— Феликс?! — удивленно произнес офицер. — Я думал, что ты преспокойно дрыхнешь на своей койке…
— Почему?
— Потому что качает.
— Качает?
— Да-да, и я удивлен, что, несмотря на сильную качку, ты не страдаешь морской болезнью.
— Морской болезнью?
— Ну, или как там еще это можно назвать…
— Морская болезнь? У меня? Никогда в жизни. Наоборот, появился волчий аппетит. Нельзя ли ускорить обед?
— Но позволь, не прошло и двух часов, как мы встали из-за стола.
— Возможно… Однако очень хочется есть.
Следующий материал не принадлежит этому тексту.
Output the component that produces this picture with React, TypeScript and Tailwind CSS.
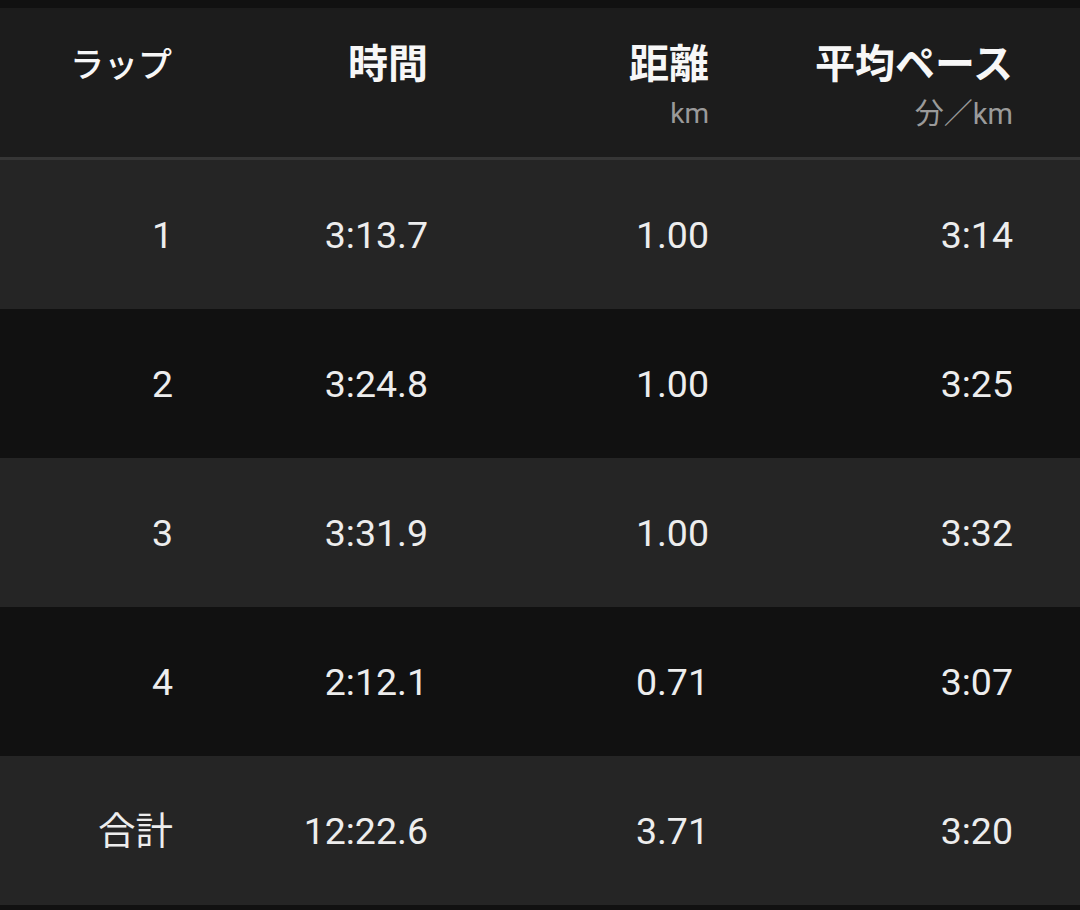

Я так счастлив, что сбежал из этой старой конуры на улице Ренар и больше не вижу угрюмой физиономии старой Мариеты, не слышу резкого тона госпожи Обертен, урожденной Ламберт, одно только имя которой — Аглая — производило на меня ужасное впечатление! Никогда не чувствовал себя лучше. Моя радость выражается в ненасытном голоде.
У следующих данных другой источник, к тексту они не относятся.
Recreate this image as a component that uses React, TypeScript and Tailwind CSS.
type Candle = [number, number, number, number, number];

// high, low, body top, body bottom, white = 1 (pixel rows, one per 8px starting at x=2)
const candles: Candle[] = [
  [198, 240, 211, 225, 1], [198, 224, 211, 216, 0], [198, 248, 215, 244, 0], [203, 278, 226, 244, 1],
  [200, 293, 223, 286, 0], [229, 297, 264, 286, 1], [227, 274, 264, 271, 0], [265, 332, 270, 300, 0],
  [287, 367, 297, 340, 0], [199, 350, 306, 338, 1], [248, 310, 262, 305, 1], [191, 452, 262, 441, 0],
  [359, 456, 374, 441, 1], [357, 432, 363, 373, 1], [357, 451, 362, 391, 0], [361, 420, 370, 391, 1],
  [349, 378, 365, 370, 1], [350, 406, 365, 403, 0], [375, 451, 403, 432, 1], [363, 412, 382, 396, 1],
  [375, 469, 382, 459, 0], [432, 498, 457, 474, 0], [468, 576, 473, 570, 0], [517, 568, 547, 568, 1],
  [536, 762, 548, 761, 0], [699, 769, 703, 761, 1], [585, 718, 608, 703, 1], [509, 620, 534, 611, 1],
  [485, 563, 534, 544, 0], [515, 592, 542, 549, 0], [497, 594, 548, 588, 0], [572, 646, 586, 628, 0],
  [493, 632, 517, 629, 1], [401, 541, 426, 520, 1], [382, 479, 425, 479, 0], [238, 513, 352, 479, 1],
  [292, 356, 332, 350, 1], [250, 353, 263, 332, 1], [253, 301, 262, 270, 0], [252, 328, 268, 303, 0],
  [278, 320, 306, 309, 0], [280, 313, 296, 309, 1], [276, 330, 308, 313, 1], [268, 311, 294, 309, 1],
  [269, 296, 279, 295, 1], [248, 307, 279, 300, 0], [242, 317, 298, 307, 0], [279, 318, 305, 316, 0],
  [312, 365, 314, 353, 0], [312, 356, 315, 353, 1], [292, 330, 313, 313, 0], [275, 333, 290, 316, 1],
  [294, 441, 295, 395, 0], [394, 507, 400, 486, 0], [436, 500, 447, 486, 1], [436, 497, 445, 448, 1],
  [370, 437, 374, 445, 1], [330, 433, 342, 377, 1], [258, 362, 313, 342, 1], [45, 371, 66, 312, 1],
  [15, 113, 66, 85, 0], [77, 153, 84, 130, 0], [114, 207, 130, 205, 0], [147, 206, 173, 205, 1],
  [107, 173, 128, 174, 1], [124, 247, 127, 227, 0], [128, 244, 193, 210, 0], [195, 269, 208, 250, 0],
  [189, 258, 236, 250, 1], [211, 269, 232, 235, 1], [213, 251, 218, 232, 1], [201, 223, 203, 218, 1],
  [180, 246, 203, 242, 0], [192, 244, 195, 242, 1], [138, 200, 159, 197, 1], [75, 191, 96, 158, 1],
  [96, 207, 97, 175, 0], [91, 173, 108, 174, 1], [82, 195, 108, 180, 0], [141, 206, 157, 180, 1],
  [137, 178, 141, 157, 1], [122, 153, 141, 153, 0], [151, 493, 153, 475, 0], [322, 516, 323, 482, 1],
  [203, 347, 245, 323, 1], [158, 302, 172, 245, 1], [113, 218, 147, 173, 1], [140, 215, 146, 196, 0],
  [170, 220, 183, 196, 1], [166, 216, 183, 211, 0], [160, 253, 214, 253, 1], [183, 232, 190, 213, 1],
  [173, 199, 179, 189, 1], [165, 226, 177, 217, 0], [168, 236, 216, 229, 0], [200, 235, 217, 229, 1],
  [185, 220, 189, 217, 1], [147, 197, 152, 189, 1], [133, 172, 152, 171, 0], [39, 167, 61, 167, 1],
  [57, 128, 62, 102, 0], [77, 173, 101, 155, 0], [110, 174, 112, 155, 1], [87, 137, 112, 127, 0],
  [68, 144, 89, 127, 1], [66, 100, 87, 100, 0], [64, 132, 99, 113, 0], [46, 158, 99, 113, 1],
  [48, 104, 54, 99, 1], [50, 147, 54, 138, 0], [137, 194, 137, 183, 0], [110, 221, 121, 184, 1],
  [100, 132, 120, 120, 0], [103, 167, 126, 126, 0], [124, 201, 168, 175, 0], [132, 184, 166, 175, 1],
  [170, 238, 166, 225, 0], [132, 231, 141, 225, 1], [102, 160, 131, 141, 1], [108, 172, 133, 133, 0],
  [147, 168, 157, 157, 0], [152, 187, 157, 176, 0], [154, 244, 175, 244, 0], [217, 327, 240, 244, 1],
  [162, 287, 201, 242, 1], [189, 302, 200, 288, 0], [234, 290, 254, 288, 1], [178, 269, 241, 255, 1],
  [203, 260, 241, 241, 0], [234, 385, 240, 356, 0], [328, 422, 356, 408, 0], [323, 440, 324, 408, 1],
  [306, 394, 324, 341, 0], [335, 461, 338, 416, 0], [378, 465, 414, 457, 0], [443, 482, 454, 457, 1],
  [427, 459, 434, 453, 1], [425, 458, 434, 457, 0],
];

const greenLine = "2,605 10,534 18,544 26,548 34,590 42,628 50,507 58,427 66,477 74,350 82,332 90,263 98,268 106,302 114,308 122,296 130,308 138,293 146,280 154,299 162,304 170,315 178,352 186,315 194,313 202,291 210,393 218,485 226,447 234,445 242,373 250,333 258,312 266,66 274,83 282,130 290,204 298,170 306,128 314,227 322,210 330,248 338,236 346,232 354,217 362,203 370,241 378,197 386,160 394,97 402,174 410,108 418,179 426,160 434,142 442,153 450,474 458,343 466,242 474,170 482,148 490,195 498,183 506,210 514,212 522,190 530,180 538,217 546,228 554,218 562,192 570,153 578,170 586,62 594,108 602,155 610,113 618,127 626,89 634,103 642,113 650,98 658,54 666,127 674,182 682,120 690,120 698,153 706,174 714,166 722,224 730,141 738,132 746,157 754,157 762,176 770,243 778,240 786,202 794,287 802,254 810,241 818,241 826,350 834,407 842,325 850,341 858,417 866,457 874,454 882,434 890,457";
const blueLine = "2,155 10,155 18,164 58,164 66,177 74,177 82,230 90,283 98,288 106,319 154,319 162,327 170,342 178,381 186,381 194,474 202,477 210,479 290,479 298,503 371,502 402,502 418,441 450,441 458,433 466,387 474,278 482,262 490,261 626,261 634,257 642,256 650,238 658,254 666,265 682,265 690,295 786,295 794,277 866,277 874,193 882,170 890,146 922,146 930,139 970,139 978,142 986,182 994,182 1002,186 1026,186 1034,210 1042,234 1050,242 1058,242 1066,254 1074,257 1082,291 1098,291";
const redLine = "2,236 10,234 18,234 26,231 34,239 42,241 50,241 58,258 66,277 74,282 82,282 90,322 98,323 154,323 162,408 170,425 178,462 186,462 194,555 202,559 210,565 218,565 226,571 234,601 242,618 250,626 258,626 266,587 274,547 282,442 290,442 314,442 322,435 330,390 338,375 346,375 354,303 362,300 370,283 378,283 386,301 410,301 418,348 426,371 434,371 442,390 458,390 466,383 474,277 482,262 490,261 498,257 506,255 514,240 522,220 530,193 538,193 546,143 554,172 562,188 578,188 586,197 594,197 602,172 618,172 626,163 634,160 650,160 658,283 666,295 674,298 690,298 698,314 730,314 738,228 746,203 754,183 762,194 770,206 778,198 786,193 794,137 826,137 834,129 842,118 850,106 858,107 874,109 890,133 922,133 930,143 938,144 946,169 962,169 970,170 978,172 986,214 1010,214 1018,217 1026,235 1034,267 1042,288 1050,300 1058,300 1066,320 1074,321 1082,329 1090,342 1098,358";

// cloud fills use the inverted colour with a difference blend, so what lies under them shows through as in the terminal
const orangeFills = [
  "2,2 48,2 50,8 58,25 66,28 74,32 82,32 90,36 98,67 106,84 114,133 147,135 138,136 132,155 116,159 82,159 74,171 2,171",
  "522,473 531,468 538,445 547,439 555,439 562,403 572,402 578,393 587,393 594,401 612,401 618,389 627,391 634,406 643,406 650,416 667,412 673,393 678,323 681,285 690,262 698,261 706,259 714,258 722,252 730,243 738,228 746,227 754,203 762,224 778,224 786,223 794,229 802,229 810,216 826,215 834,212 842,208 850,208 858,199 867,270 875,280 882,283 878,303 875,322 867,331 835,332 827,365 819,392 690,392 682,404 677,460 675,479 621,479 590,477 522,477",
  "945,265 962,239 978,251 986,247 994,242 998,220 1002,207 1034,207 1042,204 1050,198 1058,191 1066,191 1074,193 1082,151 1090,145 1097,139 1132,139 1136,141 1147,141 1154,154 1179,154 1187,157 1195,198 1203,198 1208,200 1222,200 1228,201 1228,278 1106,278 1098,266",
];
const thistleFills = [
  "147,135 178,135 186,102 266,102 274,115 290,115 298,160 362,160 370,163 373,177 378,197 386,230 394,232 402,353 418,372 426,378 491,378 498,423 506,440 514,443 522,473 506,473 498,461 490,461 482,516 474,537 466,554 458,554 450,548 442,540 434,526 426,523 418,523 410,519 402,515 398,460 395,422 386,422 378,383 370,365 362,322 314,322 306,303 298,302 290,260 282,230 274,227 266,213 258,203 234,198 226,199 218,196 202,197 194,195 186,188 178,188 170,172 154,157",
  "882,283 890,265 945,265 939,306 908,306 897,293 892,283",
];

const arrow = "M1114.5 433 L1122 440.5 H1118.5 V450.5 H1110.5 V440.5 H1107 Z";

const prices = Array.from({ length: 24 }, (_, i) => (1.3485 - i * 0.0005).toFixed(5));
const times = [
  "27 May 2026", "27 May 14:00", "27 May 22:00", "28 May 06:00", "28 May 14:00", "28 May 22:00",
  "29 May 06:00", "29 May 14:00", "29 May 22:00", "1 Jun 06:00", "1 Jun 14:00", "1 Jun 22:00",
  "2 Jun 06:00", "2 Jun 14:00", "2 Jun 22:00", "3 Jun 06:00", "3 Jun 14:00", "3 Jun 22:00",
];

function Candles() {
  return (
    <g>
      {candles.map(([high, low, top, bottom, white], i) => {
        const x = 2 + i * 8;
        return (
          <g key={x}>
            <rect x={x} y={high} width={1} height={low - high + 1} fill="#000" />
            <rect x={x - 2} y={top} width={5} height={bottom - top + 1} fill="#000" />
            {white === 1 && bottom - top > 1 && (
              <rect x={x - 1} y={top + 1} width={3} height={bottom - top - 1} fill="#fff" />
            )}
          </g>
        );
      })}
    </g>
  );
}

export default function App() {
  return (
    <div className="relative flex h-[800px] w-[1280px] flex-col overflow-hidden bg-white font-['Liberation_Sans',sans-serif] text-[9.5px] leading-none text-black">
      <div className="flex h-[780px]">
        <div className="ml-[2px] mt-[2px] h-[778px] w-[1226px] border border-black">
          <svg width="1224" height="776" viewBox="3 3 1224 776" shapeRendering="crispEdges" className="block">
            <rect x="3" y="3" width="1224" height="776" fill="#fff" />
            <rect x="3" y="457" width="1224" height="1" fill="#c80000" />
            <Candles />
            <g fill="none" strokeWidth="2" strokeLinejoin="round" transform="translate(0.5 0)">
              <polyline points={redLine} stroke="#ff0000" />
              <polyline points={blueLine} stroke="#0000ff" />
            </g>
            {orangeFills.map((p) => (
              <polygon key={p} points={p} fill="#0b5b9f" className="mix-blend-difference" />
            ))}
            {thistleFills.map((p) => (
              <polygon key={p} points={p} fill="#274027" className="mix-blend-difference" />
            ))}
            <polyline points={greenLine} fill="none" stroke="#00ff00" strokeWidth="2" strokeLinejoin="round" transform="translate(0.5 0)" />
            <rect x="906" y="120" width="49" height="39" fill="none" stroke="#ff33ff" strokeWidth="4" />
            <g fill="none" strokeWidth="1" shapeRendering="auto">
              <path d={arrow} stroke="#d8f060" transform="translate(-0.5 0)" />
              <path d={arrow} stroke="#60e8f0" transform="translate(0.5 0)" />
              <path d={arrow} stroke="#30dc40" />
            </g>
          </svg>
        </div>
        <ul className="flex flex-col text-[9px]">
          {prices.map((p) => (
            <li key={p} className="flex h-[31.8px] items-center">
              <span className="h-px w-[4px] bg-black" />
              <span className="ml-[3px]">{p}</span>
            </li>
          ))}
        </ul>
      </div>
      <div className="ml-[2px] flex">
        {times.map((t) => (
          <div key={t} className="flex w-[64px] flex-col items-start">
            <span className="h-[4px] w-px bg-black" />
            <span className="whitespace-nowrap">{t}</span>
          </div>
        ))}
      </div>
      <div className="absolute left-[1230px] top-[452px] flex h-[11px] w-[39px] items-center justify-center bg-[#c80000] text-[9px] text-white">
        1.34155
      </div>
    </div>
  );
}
— Итак, ты ни на что не жалуешься?
— Абсолютно!
— И нет никаких опасений за будущее?.. Тебя не страшат непредвиденные случайности?
— Черт возьми, да зачем все это говорить? Я освободился от цепей, победил сомнения и нерешительность, обрел настоящего друга, доверчиво разделившего со мной свою любовь к морю.
— Вот этим-то я и терзаюсь.
— Ей-ей, нашел когда!
— Самое время. Мне бы следовало сейчас отдавать команды, прислушиваться к ветру, управлять кораблем одним словом…
— На языке простого бакалейщика это значит…
— …Что «Дорада» скоро зайдет в Шербур[42] и ты сможешь сойти на берег, если в чем-то сомневаешься.
— В этом и заключаются твои терзания?